**DATASET EXCERPT:**
==================================================

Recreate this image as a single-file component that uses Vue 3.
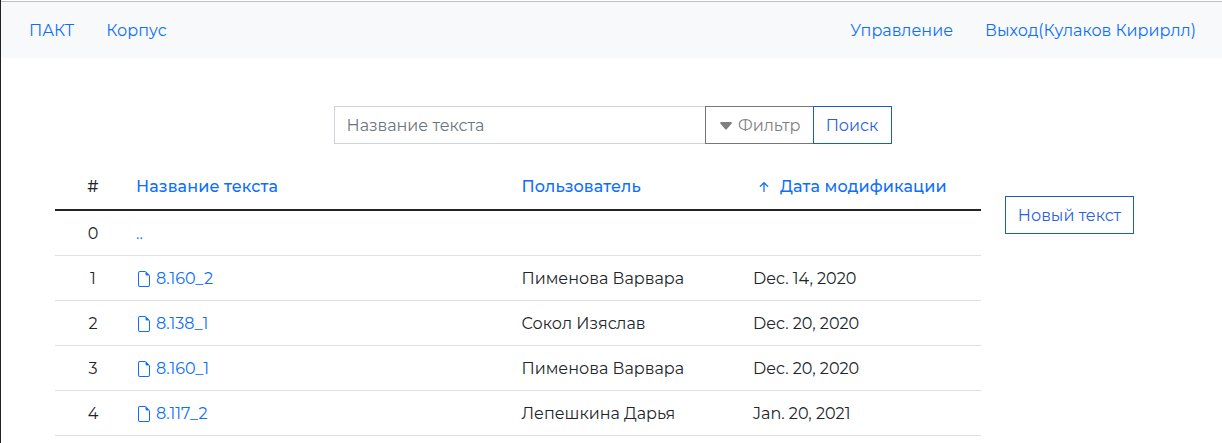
<script setup>
const rows = [
  { n: 0, name: '..', user: '', date: '' },
  { n: 1, name: '8.160_2', user: 'Пименова Варвара', date: 'Dec. 14, 2020' },
  { n: 2, name: '8.138_1', user: 'Сокол Изяслав', date: 'Dec. 20, 2020' },
  { n: 3, name: '8.160_1', user: 'Пименова Варвара', date: 'Dec. 20, 2020' },
  { n: 4, name: '8.117_2', user: 'Лепешкина Дарья', date: 'Jan. 20, 2021' },
]
</script>

<template>
  <div class="page">
    <nav class="navbar">
      <a class="brand">ПАКТ</a>
      <a class="corpus">Корпус</a>
      <a class="manage">Управление</a>
      <a class="logout">Выход(Кулаков Кирирлл)</a>
    </nav>
    <form class="search" @submit.prevent>
      <input type="text" placeholder="Название текста" />
      <button type="button" class="filter">
        <svg width="16" height="16" viewBox="0 0 16 16" fill="currentColor">
          <path d="M7.247 11.14 2.451 5.658C1.885 5.013 2.345 4 3.204 4h9.592a1 1 0 0 1 .753 1.659l-4.796 5.48a1 1 0 0 1-1.506 0z" />
        </svg>
        <span>Фильтр</span>
      </button>
      <button type="submit" class="submit">Поиск</button>
    </form>
    <main class="content">
      <table>
        <thead>
          <tr>
            <th class="num">#</th>
            <th class="name"><a>Название текста</a></th>
            <th class="user"><a>Пользователь</a></th>
            <th class="date">
              <a class="sort">
                <svg width="20" height="20" viewBox="0 0 16 16" fill="currentColor">
                  <path fill-rule="evenodd" d="M8 12a.5.5 0 0 0 .5-.5V5.707l2.146 2.147a.5.5 0 0 0 .708-.708l-3-3a.5.5 0 0 0-.708 0l-3 3a.5.5 0 1 0 .708.708L7.5 5.707V11.5a.5.5 0 0 0 .5.5z" />
                </svg>
                <span>Дата модификации</span>
              </a>
            </th>
          </tr>
        </thead>
        <tbody>
          <tr v-for="row in rows" :key="row.n">
            <td class="num">{{ row.n }}</td>
            <td class="name">
              <a class="file">
                <svg v-if="row.n" width="16" height="16" viewBox="0 0 16 16" fill="currentColor">
                  <path d="M4 0h5.500v1H4a1 1 0 0 0-1 1v12a1 1 0 0 0 1 1h8a1 1 0 0 0 1-1V4.500h1V14a2 2 0 0 1-2 2H4a2 2 0 0 1-2-2V2a2 2 0 0 1 2-2z" />
                  <path d="M9.500 3V0L14 4.500h-3A1.500 1.500 0 0 1 9.500 3z" />
                </svg>
                <span>{{ row.name }}</span>
              </a>
            </td>
            <td class="user">{{ row.user }}</td>
            <td class="date">{{ row.date }}</td>
          </tr>
        </tbody>
      </table>
      <button type="button" class="create">Новый текст</button>
    </main>
  </div>
</template>

<style>
body {
  margin: 0;
  background: #fff;
  overflow: hidden;
}
</style>

<style scoped>
.page {
  box-sizing: border-box;
  width: 1222px;
  height: 443px;
  overflow: hidden;
  border-left: 1px solid #212121;
  font: 400 16px/24px Montserrat, Inter, sans-serif;
  color: #212529;
}
a {
  color: #0d6efd;
  text-decoration: none;
  white-space: nowrap;
}
.navbar {
  box-sizing: border-box;
  display: flex;
  align-items: center;
  height: 57px;
  margin-top: 1px;
  padding: 2px 26px 0 28px;
  border-top: 1px solid #bfc0c1;
  background: #f8f9fa;
}
.corpus { margin-left: 32px; }
.manage { margin-left: auto; }
.logout { margin-left: 32px; }
.search {
  display: flex;
  width: 558px;
  height: 38px;
  margin: 48px 0 0 333px;
}
input {
  box-sizing: border-box;
  flex: 1;
  min-width: 0;
  padding: 8px 12px 6px 11.500px;
  border: 1px solid #ced4da;
  border-right: 0;
  border-radius: 0;
  font: inherit;
}
input::placeholder { color: #6c757d; opacity: 1; }
button {
  box-sizing: border-box;
  height: 38px;
  padding: 2px 0 0;
  border: 1px solid #1b5acb;
  background: #fff;
  color: #2b62d9;
  font: inherit;
  white-space: nowrap;
}
.filter {
  display: flex;
  align-items: center;
  gap: 4px;
  width: 108px;
  padding-left: 12px;
  border-color: #777;
  border-right: 0;
  color: #808080;
}
.submit { width: 79px; padding-right: 1px; }
.content {
  display: flex;
  align-items: flex-start;
  gap: 24px;
  margin: 20px 0 0 54px;
}
table {
  width: 926px;
  table-layout: fixed;
  border-collapse: separate;
  border-spacing: 0;
}
th, td {
  box-sizing: border-box;
  height: 45px;
  padding: 2px 8px 0;
  border-bottom: 1px solid #dee2e6;
  text-align: left;
  vertical-align: middle;
  white-space: nowrap;
}
th {
  height: 47px;
  padding-top: 0;
  border-bottom: 2px solid #212529;
  font-weight: 500;
  letter-spacing: 0.13px;
}
.num { width: 73px; padding-right: 6px; padding-left: 9px; text-align: center; }
.name { width: 386px; }
.user { width: 231px; padding-left: 7.500px; }
.sort, .file { display: flex; align-items: center; }
.sort svg { margin: 0 6px 0 1px; }
.file svg { margin-right: 4px; }
.create { width: 129px; margin-top: 32px; }
</style>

==================================================

**AIM:** Write out every line above exactly as it is, leaving out the pictures.

**THE RESULT:**
Recreate this image as a single-file component that uses Vue 3.
<script setup>
const rows = [
  { n: 0, name: '..', user: '', date: '' },
  { n: 1, name: '8.160_2', user: 'Пименова Варвара', date: 'Dec. 14, 2020' },
  { n: 2, name: '8.138_1', user: 'Сокол Изяслав', date: 'Dec. 20, 2020' },
  { n: 3, name: '8.160_1', user: 'Пименова Варвара', date: 'Dec. 20, 2020' },
  { n: 4, name: '8.117_2', user: 'Лепешкина Дарья', date: 'Jan. 20, 2021' },
]
</script>

<template>
  <div class="page">
    <nav class="navbar">
      <a class="brand">ПАКТ</a>
      <a class="corpus">Корпус</a>
      <a class="manage">Управление</a>
      <a class="logout">Выход(Кулаков Кирирлл)</a>
    </nav>
    <form class="search" @submit.prevent>
      <input type="text" placeholder="Название текста" />
      <button type="button" class="filter">
        <svg width="16" height="16" viewBox="0 0 16 16" fill="currentColor">
          <path d="M7.247 11.14 2.451 5.658C1.885 5.013 2.345 4 3.204 4h9.592a1 1 0 0 1 .753 1.659l-4.796 5.48a1 1 0 0 1-1.506 0z" />
        </svg>
        <span>Фильтр</span>
      </button>
      <button type="submit" class="submit">Поиск</button>
    </form>
    <main class="content">
      <table>
        <thead>
          <tr>
            <th class="num">#</th>
            <th class="name"><a>Название текста</a></th>
            <th class="user"><a>Пользователь</a></th>
            <th class="date">
              <a class="sort">
                <svg width="20" height="20" viewBox="0 0 16 16" fill="currentColor">
                  <path fill-rule="evenodd" d="M8 12a.5.5 0 0 0 .5-.5V5.707l2.146 2.147a.5.5 0 0 0 .708-.708l-3-3a.5.5 0 0 0-.708 0l-3 3a.5.5 0 1 0 .708.708L7.5 5.707V11.5a.5.5 0 0 0 .5.5z" />
                </svg>
                <span>Дата модификации</span>
              </a>
            </th>
          </tr>
        </thead>
        <tbody>
          <tr v-for="row in rows" :key="row.n">
            <td class="num">{{ row.n }}</td>
            <td class="name">
              <a class="file">
                <svg v-if="row.n" width="16" height="16" viewBox="0 0 16 16" fill="currentColor">
                  <path d="M4 0h5.500v1H4a1 1 0 0 0-1 1v12a1 1 0 0 0 1 1h8a1 1 0 0 0 1-1V4.500h1V14a2 2 0 0 1-2 2H4a2 2 0 0 1-2-2V2a2 2 0 0 1 2-2z" />
                  <path d="M9.500 3V0L14 4.500h-3A1.500 1.500 0 0 1 9.500 3z" />
                </svg>
                <span>{{ row.name }}</span>
              </a>
            </td>
            <td class="user">{{ row.user }}</td>
            <td class="date">{{ row.date }}</td>
          </tr>
        </tbody>
      </table>
      <button type="button" class="create">Новый текст</button>
    </main>
  </div>
</template>

<style>
body {
  margin: 0;
  background: #fff;
  overflow: hidden;
}
</style>

<style scoped>
.page {
  box-sizing: border-box;
  width: 1222px;
  height: 443px;
  overflow: hidden;
  border-left: 1px solid #212121;
  font: 400 16px/24px Montserrat, Inter, sans-serif;
  color: #212529;
}
a {
  color: #0d6efd;
  text-decoration: none;
  white-space: nowrap;
}
.navbar {
  box-sizing: border-box;
  display: flex;
  align-items: center;
  height: 57px;
  margin-top: 1px;
  padding: 2px 26px 0 28px;
  border-top: 1px solid #bfc0c1;
  background: #f8f9fa;
}
.corpus { margin-left: 32px; }
.manage { margin-left: auto; }
.logout { margin-left: 32px; }
.search {
  display: flex;
  width: 558px;
  height: 38px;
  margin: 48px 0 0 333px;
}
input {
  box-sizing: border-box;
  flex: 1;
  min-width: 0;
  padding: 8px 12px 6px 11.500px;
  border: 1px solid #ced4da;
  border-right: 0;
  border-radius: 0;
  font: inherit;
}
input::placeholder { color: #6c757d; opacity: 1; }
button {
  box-sizing: border-box;
  height: 38px;
  padding: 2px 0 0;
  border: 1px solid #1b5acb;
  background: #fff;
  color: #2b62d9;
  font: inherit;
  white-space: nowrap;
}
.filter {
  display: flex;
  align-items: center;
  gap: 4px;
  width: 108px;
  padding-left: 12px;
  border-color: #777;
  border-right: 0;
  color: #808080;
}
.submit { width: 79px; padding-right: 1px; }
.content {
  display: flex;
  align-items: flex-start;
  gap: 24px;
  margin: 20px 0 0 54px;
}
table {
  width: 926px;
  table-layout: fixed;
  border-collapse: separate;
  border-spacing: 0;
}
th, td {
  box-sizing: border-box;
  height: 45px;
  padding: 2px 8px 0;
  border-bottom: 1px solid #dee2e6;
  text-align: left;
  vertical-align: middle;
  white-space: nowrap;
}
th {
  height: 47px;
  padding-top: 0;
  border-bottom: 2px solid #212529;
  font-weight: 500;
  letter-spacing: 0.13px;
}
.num { width: 73px; padding-right: 6px; padding-left: 9px; text-align: center; }
.name { width: 386px; }
.user { width: 231px; padding-left: 7.500px; }
.sort, .file { display: flex; align-items: center; }
.sort svg { margin: 0 6px 0 1px; }
.file svg { margin-right: 4px; }
.create { width: 129px; margin-top: 32px; }
</style>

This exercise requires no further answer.